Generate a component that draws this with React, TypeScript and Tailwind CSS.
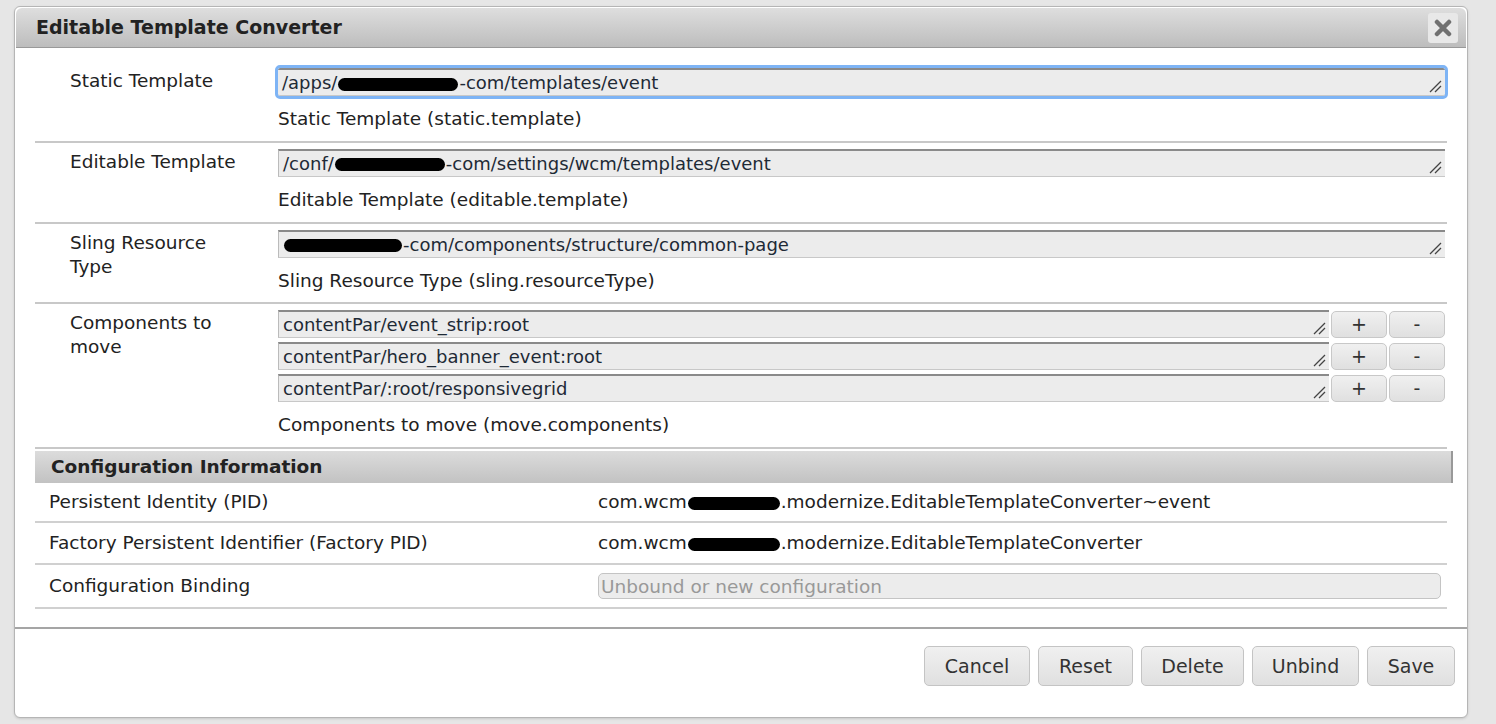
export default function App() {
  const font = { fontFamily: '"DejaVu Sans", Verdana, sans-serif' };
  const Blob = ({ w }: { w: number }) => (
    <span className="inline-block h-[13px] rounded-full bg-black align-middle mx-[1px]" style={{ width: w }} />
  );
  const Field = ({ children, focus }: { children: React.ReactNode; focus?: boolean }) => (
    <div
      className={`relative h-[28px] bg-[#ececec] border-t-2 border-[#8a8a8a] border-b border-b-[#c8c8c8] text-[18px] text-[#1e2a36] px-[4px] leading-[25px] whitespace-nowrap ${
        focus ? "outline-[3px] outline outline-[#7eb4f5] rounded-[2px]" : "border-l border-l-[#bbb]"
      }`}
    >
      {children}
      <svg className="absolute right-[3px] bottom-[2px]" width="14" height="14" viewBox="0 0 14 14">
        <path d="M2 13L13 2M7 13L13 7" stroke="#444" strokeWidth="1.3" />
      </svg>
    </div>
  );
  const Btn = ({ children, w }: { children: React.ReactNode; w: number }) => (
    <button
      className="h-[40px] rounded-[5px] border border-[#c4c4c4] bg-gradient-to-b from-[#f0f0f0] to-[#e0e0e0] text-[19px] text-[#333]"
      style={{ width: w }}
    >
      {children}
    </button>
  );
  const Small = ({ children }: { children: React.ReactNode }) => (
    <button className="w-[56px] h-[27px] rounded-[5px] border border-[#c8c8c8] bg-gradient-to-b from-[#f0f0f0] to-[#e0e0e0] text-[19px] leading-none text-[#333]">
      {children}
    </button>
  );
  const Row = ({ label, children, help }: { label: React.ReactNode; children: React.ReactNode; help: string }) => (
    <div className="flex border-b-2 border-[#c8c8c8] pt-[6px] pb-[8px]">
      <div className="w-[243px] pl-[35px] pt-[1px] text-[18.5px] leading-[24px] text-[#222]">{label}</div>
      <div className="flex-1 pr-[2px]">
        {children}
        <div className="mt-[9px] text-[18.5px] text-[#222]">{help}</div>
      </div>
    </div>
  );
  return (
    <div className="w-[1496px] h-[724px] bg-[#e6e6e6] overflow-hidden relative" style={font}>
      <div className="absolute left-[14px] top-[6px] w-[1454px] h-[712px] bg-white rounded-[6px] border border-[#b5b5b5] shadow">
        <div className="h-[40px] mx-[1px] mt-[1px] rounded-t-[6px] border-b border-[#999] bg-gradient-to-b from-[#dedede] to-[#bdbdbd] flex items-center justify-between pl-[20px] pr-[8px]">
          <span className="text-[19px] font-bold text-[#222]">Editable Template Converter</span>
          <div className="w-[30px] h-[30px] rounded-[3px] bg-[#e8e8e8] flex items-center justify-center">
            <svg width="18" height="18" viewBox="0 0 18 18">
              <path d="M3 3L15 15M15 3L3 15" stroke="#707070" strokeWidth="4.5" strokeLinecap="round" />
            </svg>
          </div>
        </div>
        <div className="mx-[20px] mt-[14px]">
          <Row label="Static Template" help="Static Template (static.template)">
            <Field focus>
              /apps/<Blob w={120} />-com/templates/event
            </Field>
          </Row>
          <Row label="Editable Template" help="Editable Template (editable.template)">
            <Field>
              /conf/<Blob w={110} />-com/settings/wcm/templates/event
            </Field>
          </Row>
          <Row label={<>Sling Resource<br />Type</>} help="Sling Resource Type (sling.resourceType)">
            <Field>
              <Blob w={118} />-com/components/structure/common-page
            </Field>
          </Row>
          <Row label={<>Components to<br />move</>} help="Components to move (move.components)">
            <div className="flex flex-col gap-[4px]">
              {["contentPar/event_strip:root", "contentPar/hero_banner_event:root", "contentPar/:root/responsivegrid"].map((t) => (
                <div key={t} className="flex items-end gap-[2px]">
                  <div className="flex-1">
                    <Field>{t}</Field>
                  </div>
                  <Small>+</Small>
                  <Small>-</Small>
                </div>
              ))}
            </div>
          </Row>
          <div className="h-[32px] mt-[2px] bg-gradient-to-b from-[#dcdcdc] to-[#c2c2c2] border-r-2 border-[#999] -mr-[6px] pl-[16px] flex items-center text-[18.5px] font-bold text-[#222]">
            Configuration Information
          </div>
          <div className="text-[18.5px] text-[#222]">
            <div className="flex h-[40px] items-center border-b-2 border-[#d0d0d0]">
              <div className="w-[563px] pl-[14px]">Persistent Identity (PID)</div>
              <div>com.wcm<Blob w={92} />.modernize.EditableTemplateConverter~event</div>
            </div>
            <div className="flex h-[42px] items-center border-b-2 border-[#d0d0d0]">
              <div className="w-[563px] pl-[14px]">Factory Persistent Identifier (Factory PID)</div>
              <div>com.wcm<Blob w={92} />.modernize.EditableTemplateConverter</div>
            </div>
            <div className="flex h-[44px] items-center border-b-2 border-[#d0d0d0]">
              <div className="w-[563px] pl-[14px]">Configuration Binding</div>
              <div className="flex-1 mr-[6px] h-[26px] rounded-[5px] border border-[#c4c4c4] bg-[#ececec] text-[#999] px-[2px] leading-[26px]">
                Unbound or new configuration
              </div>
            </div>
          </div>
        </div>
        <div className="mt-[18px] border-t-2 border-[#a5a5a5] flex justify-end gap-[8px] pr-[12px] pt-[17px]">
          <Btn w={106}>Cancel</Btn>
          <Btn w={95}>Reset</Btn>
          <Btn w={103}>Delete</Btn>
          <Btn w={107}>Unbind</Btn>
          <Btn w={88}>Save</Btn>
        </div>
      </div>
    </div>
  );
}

-.-.-

**STATED EXERCISE**
Reproduce each line exactly as it appears, omitting the pictures.

**FINAL ANSWER**
Generate a component that draws this with React, TypeScript and Tailwind CSS.
export default function App() {
  const font = { fontFamily: '"DejaVu Sans", Verdana, sans-serif' };
  const Blob = ({ w }: { w: number }) => (
    <span className="inline-block h-[13px] rounded-full bg-black align-middle mx-[1px]" style={{ width: w }} />
  );
  const Field = ({ children, focus }: { children: React.ReactNode; focus?: boolean }) => (
    <div
      className={`relative h-[28px] bg-[#ececec] border-t-2 border-[#8a8a8a] border-b border-b-[#c8c8c8] text-[18px] text-[#1e2a36] px-[4px] leading-[25px] whitespace-nowrap ${
        focus ? "outline-[3px] outline outline-[#7eb4f5] rounded-[2px]" : "border-l border-l-[#bbb]"
      }`}
    >
      {children}
      <svg className="absolute right-[3px] bottom-[2px]" width="14" height="14" viewBox="0 0 14 14">
        <path d="M2 13L13 2M7 13L13 7" stroke="#444" strokeWidth="1.3" />
      </svg>
    </div>
  );
  const Btn = ({ children, w }: { children: React.ReactNode; w: number }) => (
    <button
      className="h-[40px] rounded-[5px] border border-[#c4c4c4] bg-gradient-to-b from-[#f0f0f0] to-[#e0e0e0] text-[19px] text-[#333]"
      style={{ width: w }}
    >
      {children}
    </button>
  );
  const Small = ({ children }: { children: React.ReactNode }) => (
    <button className="w-[56px] h-[27px] rounded-[5px] border border-[#c8c8c8] bg-gradient-to-b from-[#f0f0f0] to-[#e0e0e0] text-[19px] leading-none text-[#333]">
      {children}
    </button>
  );
  const Row = ({ label, children, help }: { label: React.ReactNode; children: React.ReactNode; help: string }) => (
    <div className="flex border-b-2 border-[#c8c8c8] pt-[6px] pb-[8px]">
      <div className="w-[243px] pl-[35px] pt-[1px] text-[18.5px] leading-[24px] text-[#222]">{label}</div>
      <div className="flex-1 pr-[2px]">
        {children}
        <div className="mt-[9px] text-[18.5px] text-[#222]">{help}</div>
      </div>
    </div>
  );
  return (
    <div className="w-[1496px] h-[724px] bg-[#e6e6e6] overflow-hidden relative" style={font}>
      <div className="absolute left-[14px] top-[6px] w-[1454px] h-[712px] bg-white rounded-[6px] border border-[#b5b5b5] shadow">
        <div className="h-[40px] mx-[1px] mt-[1px] rounded-t-[6px] border-b border-[#999] bg-gradient-to-b from-[#dedede] to-[#bdbdbd] flex items-center justify-between pl-[20px] pr-[8px]">
          <span className="text-[19px] font-bold text-[#222]">Editable Template Converter</span>
          <div className="w-[30px] h-[30px] rounded-[3px] bg-[#e8e8e8] flex items-center justify-center">
            <svg width="18" height="18" viewBox="0 0 18 18">
              <path d="M3 3L15 15M15 3L3 15" stroke="#707070" strokeWidth="4.5" strokeLinecap="round" />
            </svg>
          </div>
        </div>
        <div className="mx-[20px] mt-[14px]">
          <Row label="Static Template" help="Static Template (static.template)">
            <Field focus>
              /apps/<Blob w={120} />-com/templates/event
            </Field>
          </Row>
          <Row label="Editable Template" help="Editable Template (editable.template)">
            <Field>
              /conf/<Blob w={110} />-com/settings/wcm/templates/event
            </Field>
          </Row>
          <Row label={<>Sling Resource<br />Type</>} help="Sling Resource Type (sling.resourceType)">
            <Field>
              <Blob w={118} />-com/components/structure/common-page
            </Field>
          </Row>
          <Row label={<>Components to<br />move</>} help="Components to move (move.components)">
            <div className="flex flex-col gap-[4px]">
              {["contentPar/event_strip:root", "contentPar/hero_banner_event:root", "contentPar/:root/responsivegrid"].map((t) => (
                <div key={t} className="flex items-end gap-[2px]">
                  <div className="flex-1">
                    <Field>{t}</Field>
                  </div>
                  <Small>+</Small>
                  <Small>-</Small>
                </div>
              ))}
            </div>
          </Row>
          <div className="h-[32px] mt-[2px] bg-gradient-to-b from-[#dcdcdc] to-[#c2c2c2] border-r-2 border-[#999] -mr-[6px] pl-[16px] flex items-center text-[18.5px] font-bold text-[#222]">
            Configuration Information
          </div>
          <div className="text-[18.5px] text-[#222]">
            <div className="flex h-[40px] items-center border-b-2 border-[#d0d0d0]">
              <div className="w-[563px] pl-[14px]">Persistent Identity (PID)</div>
              <div>com.wcm<Blob w={92} />.modernize.EditableTemplateConverter~event</div>
            </div>
            <div className="flex h-[42px] items-center border-b-2 border-[#d0d0d0]">
              <div className="w-[563px] pl-[14px]">Factory Persistent Identifier (Factory PID)</div>
              <div>com.wcm<Blob w={92} />.modernize.EditableTemplateConverter</div>
            </div>
            <div className="flex h-[44px] items-center border-b-2 border-[#d0d0d0]">
              <div className="w-[563px] pl-[14px]">Configuration Binding</div>
              <div className="flex-1 mr-[6px] h-[26px] rounded-[5px] border border-[#c4c4c4] bg-[#ececec] text-[#999] px-[2px] leading-[26px]">
                Unbound or new configuration
              </div>
            </div>
          </div>
        </div>
        <div className="mt-[18px] border-t-2 border-[#a5a5a5] flex justify-end gap-[8px] pr-[12px] pt-[17px]">
          <Btn w={106}>Cancel</Btn>
          <Btn w={95}>Reset</Btn>
          <Btn w={103}>Delete</Btn>
          <Btn w={107}>Unbind</Btn>
          <Btn w={88}>Save</Btn>
        </div>
      </div>
    </div>
  );
}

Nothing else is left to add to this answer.